▸ **SET TASK**
Your task is to transcribe all of the data below exactly, omitting the images.
•••
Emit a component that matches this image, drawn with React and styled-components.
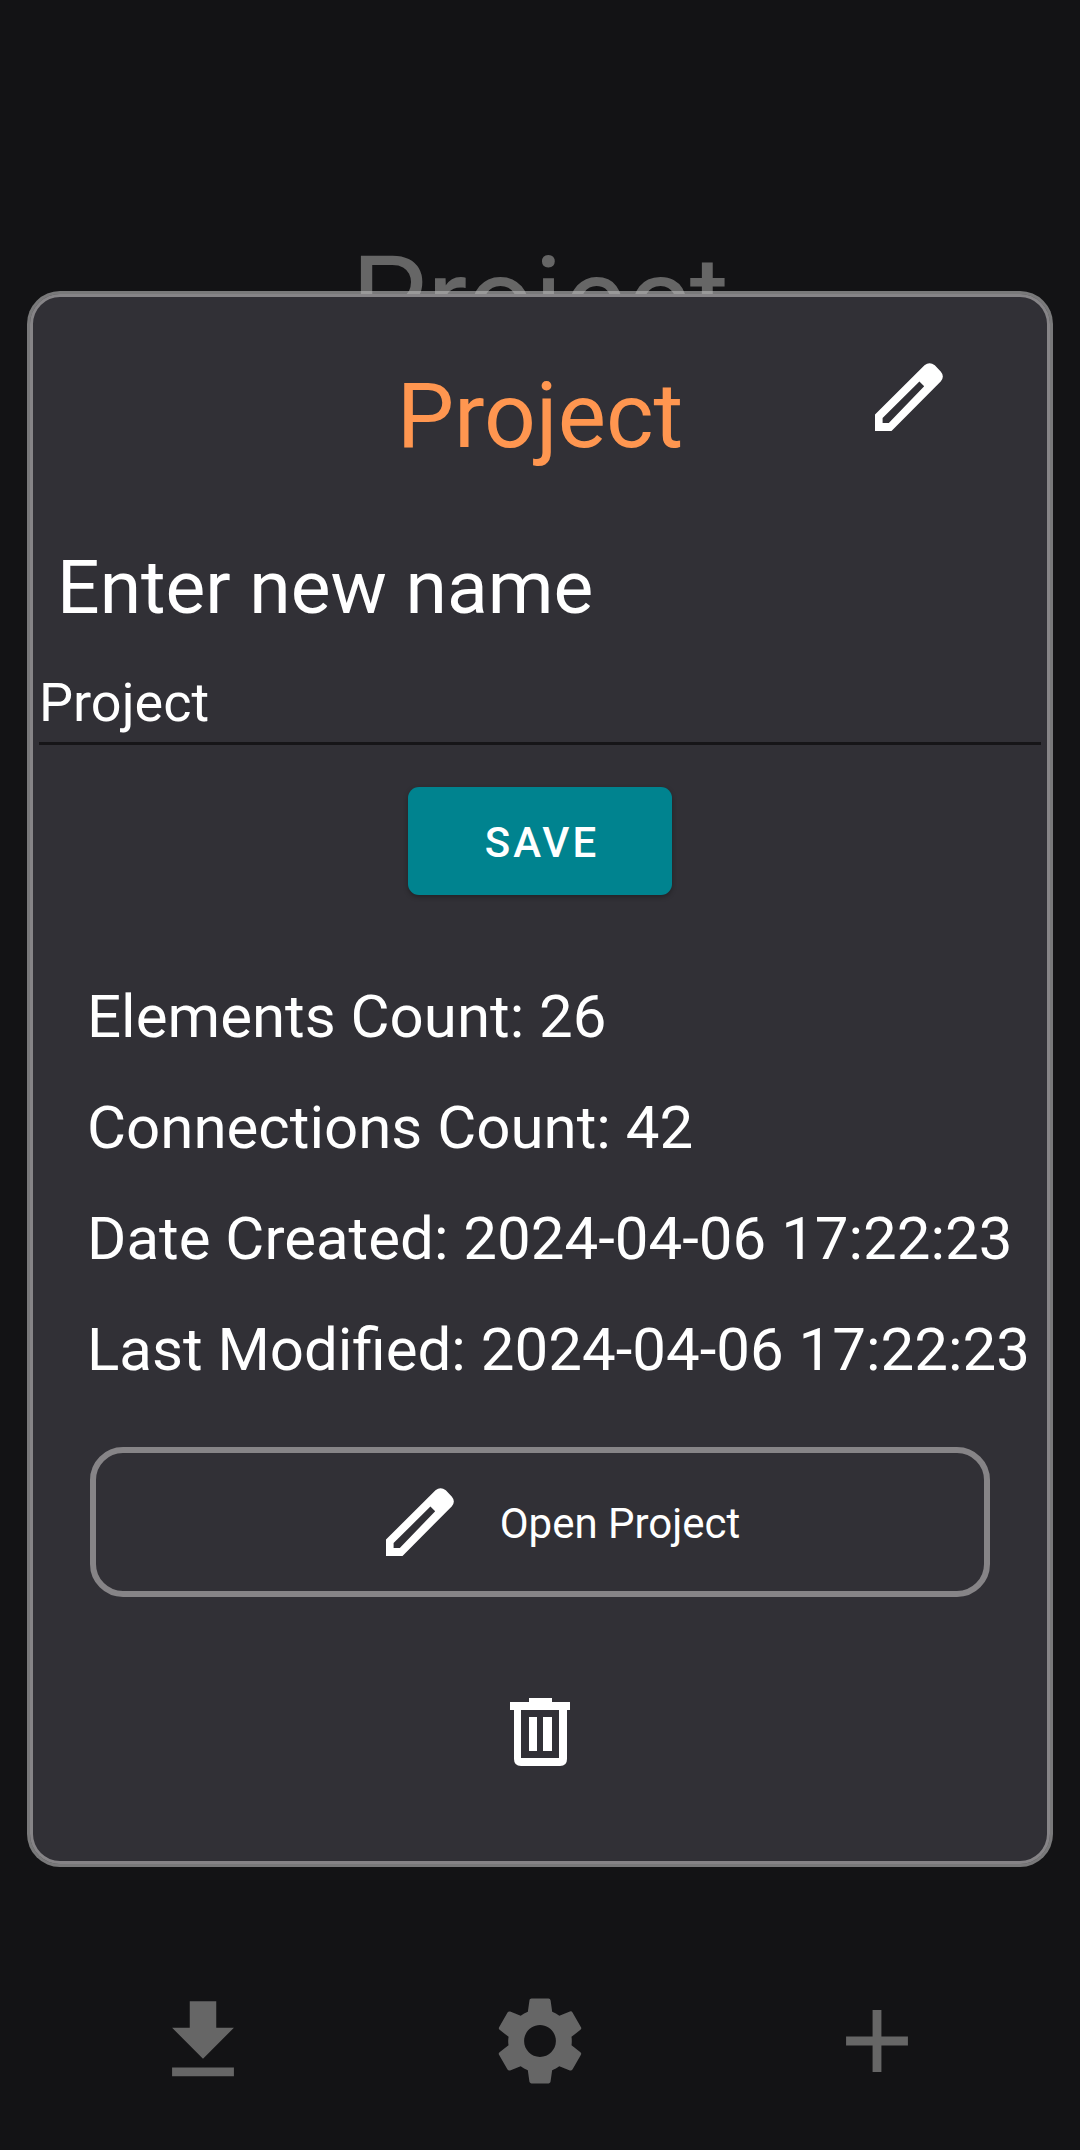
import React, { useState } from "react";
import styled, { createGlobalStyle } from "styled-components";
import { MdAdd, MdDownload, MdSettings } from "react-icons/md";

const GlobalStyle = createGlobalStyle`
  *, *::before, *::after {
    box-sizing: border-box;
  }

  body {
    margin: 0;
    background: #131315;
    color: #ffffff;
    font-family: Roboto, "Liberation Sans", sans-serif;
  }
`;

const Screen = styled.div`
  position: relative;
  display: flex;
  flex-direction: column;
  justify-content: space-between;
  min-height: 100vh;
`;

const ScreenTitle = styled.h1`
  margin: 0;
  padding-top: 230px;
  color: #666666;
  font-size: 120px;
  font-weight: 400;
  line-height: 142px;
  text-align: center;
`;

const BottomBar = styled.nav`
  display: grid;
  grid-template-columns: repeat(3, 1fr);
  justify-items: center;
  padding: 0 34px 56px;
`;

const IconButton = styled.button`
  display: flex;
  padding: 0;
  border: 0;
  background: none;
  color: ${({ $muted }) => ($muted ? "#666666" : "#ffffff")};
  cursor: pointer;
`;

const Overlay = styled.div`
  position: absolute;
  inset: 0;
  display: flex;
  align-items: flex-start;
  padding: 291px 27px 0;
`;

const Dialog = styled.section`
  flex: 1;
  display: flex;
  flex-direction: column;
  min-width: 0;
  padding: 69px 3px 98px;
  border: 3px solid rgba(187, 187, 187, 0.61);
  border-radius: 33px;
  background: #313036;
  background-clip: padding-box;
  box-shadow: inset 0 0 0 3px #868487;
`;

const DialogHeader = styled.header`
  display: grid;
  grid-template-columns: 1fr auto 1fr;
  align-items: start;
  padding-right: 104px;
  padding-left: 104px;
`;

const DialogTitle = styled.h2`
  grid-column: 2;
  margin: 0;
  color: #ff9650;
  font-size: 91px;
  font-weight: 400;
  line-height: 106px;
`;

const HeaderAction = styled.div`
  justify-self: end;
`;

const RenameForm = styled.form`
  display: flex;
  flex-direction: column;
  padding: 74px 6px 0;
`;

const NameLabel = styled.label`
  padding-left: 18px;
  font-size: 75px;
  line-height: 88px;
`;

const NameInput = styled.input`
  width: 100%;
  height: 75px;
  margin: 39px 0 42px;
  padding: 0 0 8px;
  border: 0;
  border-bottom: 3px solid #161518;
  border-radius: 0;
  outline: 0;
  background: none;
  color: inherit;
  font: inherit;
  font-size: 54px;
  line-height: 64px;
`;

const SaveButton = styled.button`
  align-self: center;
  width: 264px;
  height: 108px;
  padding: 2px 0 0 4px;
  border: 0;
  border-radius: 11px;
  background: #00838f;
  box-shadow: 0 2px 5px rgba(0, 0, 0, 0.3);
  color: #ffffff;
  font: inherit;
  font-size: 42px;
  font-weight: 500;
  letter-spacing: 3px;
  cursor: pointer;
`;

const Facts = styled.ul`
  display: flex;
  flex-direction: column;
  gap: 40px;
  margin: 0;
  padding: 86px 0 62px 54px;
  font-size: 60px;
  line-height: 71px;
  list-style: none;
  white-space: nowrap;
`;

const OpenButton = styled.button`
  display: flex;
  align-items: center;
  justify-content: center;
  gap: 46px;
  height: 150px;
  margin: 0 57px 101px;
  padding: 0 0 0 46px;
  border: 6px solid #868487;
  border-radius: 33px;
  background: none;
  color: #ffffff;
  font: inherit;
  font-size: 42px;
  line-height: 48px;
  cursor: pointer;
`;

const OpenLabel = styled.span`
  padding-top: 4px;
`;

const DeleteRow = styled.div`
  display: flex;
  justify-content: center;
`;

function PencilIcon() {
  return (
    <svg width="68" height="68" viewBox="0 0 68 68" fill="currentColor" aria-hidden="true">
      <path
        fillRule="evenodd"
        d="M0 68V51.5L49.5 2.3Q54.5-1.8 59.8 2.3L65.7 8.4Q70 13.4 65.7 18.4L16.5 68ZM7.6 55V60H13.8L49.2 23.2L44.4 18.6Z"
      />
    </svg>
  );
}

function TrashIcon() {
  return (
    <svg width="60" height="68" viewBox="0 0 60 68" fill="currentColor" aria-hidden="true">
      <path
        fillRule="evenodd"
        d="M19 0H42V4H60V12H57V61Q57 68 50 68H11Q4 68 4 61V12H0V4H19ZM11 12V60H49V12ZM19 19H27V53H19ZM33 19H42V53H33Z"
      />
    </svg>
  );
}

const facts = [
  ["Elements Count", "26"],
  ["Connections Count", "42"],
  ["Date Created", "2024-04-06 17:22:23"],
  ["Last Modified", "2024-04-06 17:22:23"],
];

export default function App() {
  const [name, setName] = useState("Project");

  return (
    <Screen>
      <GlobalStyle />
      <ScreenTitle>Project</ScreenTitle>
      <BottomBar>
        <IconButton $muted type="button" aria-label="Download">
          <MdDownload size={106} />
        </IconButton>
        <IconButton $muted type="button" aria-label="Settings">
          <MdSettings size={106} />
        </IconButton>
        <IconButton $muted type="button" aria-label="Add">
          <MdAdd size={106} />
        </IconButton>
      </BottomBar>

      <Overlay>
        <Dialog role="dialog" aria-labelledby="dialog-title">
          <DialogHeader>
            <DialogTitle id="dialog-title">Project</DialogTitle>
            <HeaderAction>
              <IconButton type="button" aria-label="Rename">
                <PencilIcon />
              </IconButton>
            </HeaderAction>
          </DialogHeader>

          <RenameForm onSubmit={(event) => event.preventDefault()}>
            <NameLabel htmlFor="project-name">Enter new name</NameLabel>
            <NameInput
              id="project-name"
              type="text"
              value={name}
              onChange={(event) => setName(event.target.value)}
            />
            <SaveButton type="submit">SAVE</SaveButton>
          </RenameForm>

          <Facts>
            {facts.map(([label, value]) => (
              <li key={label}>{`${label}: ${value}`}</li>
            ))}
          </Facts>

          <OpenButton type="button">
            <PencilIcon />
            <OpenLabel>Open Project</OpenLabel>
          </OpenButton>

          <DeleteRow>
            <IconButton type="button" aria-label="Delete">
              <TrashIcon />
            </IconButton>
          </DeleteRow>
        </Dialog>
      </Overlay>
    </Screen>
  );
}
•••
▸ **OUTPUT OF THE TASK**
Emit a component that matches this image, drawn with React and styled-components.
import React, { useState } from "react";
import styled, { createGlobalStyle } from "styled-components";
import { MdAdd, MdDownload, MdSettings } from "react-icons/md";

const GlobalStyle = createGlobalStyle`
  *, *::before, *::after {
    box-sizing: border-box;
  }

  body {
    margin: 0;
    background: #131315;
    color: #ffffff;
    font-family: Roboto, "Liberation Sans", sans-serif;
  }
`;

const Screen = styled.div`
  position: relative;
  display: flex;
  flex-direction: column;
  justify-content: space-between;
  min-height: 100vh;
`;

const ScreenTitle = styled.h1`
  margin: 0;
  padding-top: 230px;
  color: #666666;
  font-size: 120px;
  font-weight: 400;
  line-height: 142px;
  text-align: center;
`;

const BottomBar = styled.nav`
  display: grid;
  grid-template-columns: repeat(3, 1fr);
  justify-items: center;
  padding: 0 34px 56px;
`;

const IconButton = styled.button`
  display: flex;
  padding: 0;
  border: 0;
  background: none;
  color: ${({ $muted }) => ($muted ? "#666666" : "#ffffff")};
  cursor: pointer;
`;

const Overlay = styled.div`
  position: absolute;
  inset: 0;
  display: flex;
  align-items: flex-start;
  padding: 291px 27px 0;
`;

const Dialog = styled.section`
  flex: 1;
  display: flex;
  flex-direction: column;
  min-width: 0;
  padding: 69px 3px 98px;
  border: 3px solid rgba(187, 187, 187, 0.61);
  border-radius: 33px;
  background: #313036;
  background-clip: padding-box;
  box-shadow: inset 0 0 0 3px #868487;
`;

const DialogHeader = styled.header`
  display: grid;
  grid-template-columns: 1fr auto 1fr;
  align-items: start;
  padding-right: 104px;
  padding-left: 104px;
`;

const DialogTitle = styled.h2`
  grid-column: 2;
  margin: 0;
  color: #ff9650;
  font-size: 91px;
  font-weight: 400;
  line-height: 106px;
`;

const HeaderAction = styled.div`
  justify-self: end;
`;

const RenameForm = styled.form`
  display: flex;
  flex-direction: column;
  padding: 74px 6px 0;
`;

const NameLabel = styled.label`
  padding-left: 18px;
  font-size: 75px;
  line-height: 88px;
`;

const NameInput = styled.input`
  width: 100%;
  height: 75px;
  margin: 39px 0 42px;
  padding: 0 0 8px;
  border: 0;
  border-bottom: 3px solid #161518;
  border-radius: 0;
  outline: 0;
  background: none;
  color: inherit;
  font: inherit;
  font-size: 54px;
  line-height: 64px;
`;

const SaveButton = styled.button`
  align-self: center;
  width: 264px;
  height: 108px;
  padding: 2px 0 0 4px;
  border: 0;
  border-radius: 11px;
  background: #00838f;
  box-shadow: 0 2px 5px rgba(0, 0, 0, 0.3);
  color: #ffffff;
  font: inherit;
  font-size: 42px;
  font-weight: 500;
  letter-spacing: 3px;
  cursor: pointer;
`;

const Facts = styled.ul`
  display: flex;
  flex-direction: column;
  gap: 40px;
  margin: 0;
  padding: 86px 0 62px 54px;
  font-size: 60px;
  line-height: 71px;
  list-style: none;
  white-space: nowrap;
`;

const OpenButton = styled.button`
  display: flex;
  align-items: center;
  justify-content: center;
  gap: 46px;
  height: 150px;
  margin: 0 57px 101px;
  padding: 0 0 0 46px;
  border: 6px solid #868487;
  border-radius: 33px;
  background: none;
  color: #ffffff;
  font: inherit;
  font-size: 42px;
  line-height: 48px;
  cursor: pointer;
`;

const OpenLabel = styled.span`
  padding-top: 4px;
`;

const DeleteRow = styled.div`
  display: flex;
  justify-content: center;
`;

function PencilIcon() {
  return (
    <svg width="68" height="68" viewBox="0 0 68 68" fill="currentColor" aria-hidden="true">
      <path
        fillRule="evenodd"
        d="M0 68V51.5L49.5 2.3Q54.5-1.8 59.8 2.3L65.7 8.4Q70 13.4 65.7 18.4L16.5 68ZM7.6 55V60H13.8L49.2 23.2L44.4 18.6Z"
      />
    </svg>
  );
}

function TrashIcon() {
  return (
    <svg width="60" height="68" viewBox="0 0 60 68" fill="currentColor" aria-hidden="true">
      <path
        fillRule="evenodd"
        d="M19 0H42V4H60V12H57V61Q57 68 50 68H11Q4 68 4 61V12H0V4H19ZM11 12V60H49V12ZM19 19H27V53H19ZM33 19H42V53H33Z"
      />
    </svg>
  );
}

const facts = [
  ["Elements Count", "26"],
  ["Connections Count", "42"],
  ["Date Created", "2024-04-06 17:22:23"],
  ["Last Modified", "2024-04-06 17:22:23"],
];

export default function App() {
  const [name, setName] = useState("Project");

  return (
    <Screen>
      <GlobalStyle />
      <ScreenTitle>Project</ScreenTitle>
      <BottomBar>
        <IconButton $muted type="button" aria-label="Download">
          <MdDownload size={106} />
        </IconButton>
        <IconButton $muted type="button" aria-label="Settings">
          <MdSettings size={106} />
        </IconButton>
        <IconButton $muted type="button" aria-label="Add">
          <MdAdd size={106} />
        </IconButton>
      </BottomBar>

      <Overlay>
        <Dialog role="dialog" aria-labelledby="dialog-title">
          <DialogHeader>
            <DialogTitle id="dialog-title">Project</DialogTitle>
            <HeaderAction>
              <IconButton type="button" aria-label="Rename">
                <PencilIcon />
              </IconButton>
            </HeaderAction>
          </DialogHeader>

          <RenameForm onSubmit={(event) => event.preventDefault()}>
            <NameLabel htmlFor="project-name">Enter new name</NameLabel>
            <NameInput
              id="project-name"
              type="text"
              value={name}
              onChange={(event) => setName(event.target.value)}
            />
            <SaveButton type="submit">SAVE</SaveButton>
          </RenameForm>

          <Facts>
            {facts.map(([label, value]) => (
              <li key={label}>{`${label}: ${value}`}</li>
            ))}
          </Facts>

          <OpenButton type="button">
            <PencilIcon />
            <OpenLabel>Open Project</OpenLabel>
          </OpenButton>

          <DeleteRow>
            <IconButton type="button" aria-label="Delete">
              <TrashIcon />
            </IconButton>
          </DeleteRow>
        </Dialog>
      </Overlay>
    </Screen>
  );
}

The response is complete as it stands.